Currently I’m getting all irrational on the arse of Birmingham-based Tolkien fanatics. The grandaddy of this insanity is the Moseley Ent, a proposed statue of a tree made of steel to be stuck in the middle of Moseley High Street to celebrate the fact that Tolkien grew up there. Or near there. Or something.

Even allowing for my opinion of the Lord of the Rings novels as appallingly written garbage that spawned a torrent of “high-fantasy” evil (and a rather good trilogy of films, but even so) I can concede that there’s a place for some kind of memorial or marker to the man, since he is an internationally known Brummie (even though he worked at Oxford Uni for 34 years, but we won’t mention that) and by all accounts not a bad person. But a giant metal tree epitomises the insane blindness of fanaticism that his latter-day followers constantly exhibit in that they can’t see what a stunningly stupid idea this is. Not only is it aesthetically horrible, it’s a tree made out of metal!

Tolkien had, shall we say, major issues with the effects of industry on the countryside which means he had issues with Birmingham as a general concept since however you swing it Birmingham = Industrial Revolution. The city’s coat of arms, while representing “art and industry” in equal measures, has a muscular arm wielding a large hammer protruding from the top above the legend “Forward”. It doesn’t take too much speculation to realise why young JRR left the place. Birmingham and the Black Country is Isengard. In his eyes we are orcs. Love you too, matey.

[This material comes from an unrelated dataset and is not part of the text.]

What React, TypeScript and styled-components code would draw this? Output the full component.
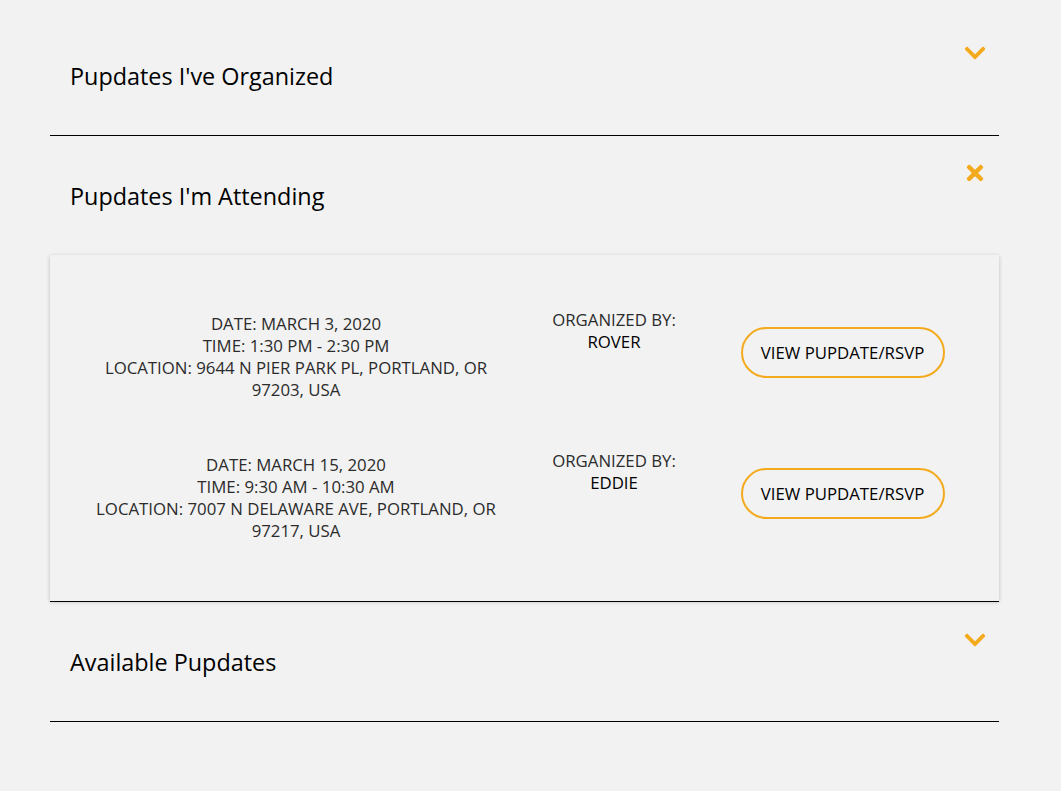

But what really really annoys me about the Birmingham Tolkien Idiots is how all this nonsense puts Tolkien-shaped blinkers on these areas, noting local places primarily for how they “inspired” the man. Sarehole Mill is said to be The Shire, except it’s not. It’s Sarehole Mill. Meanwhile the fact that there are two relatively tall towers in the area is incontrovertible proof that without Tolkien seeing this rare and unusual sight he’d never have come up with the concept of “two towers”.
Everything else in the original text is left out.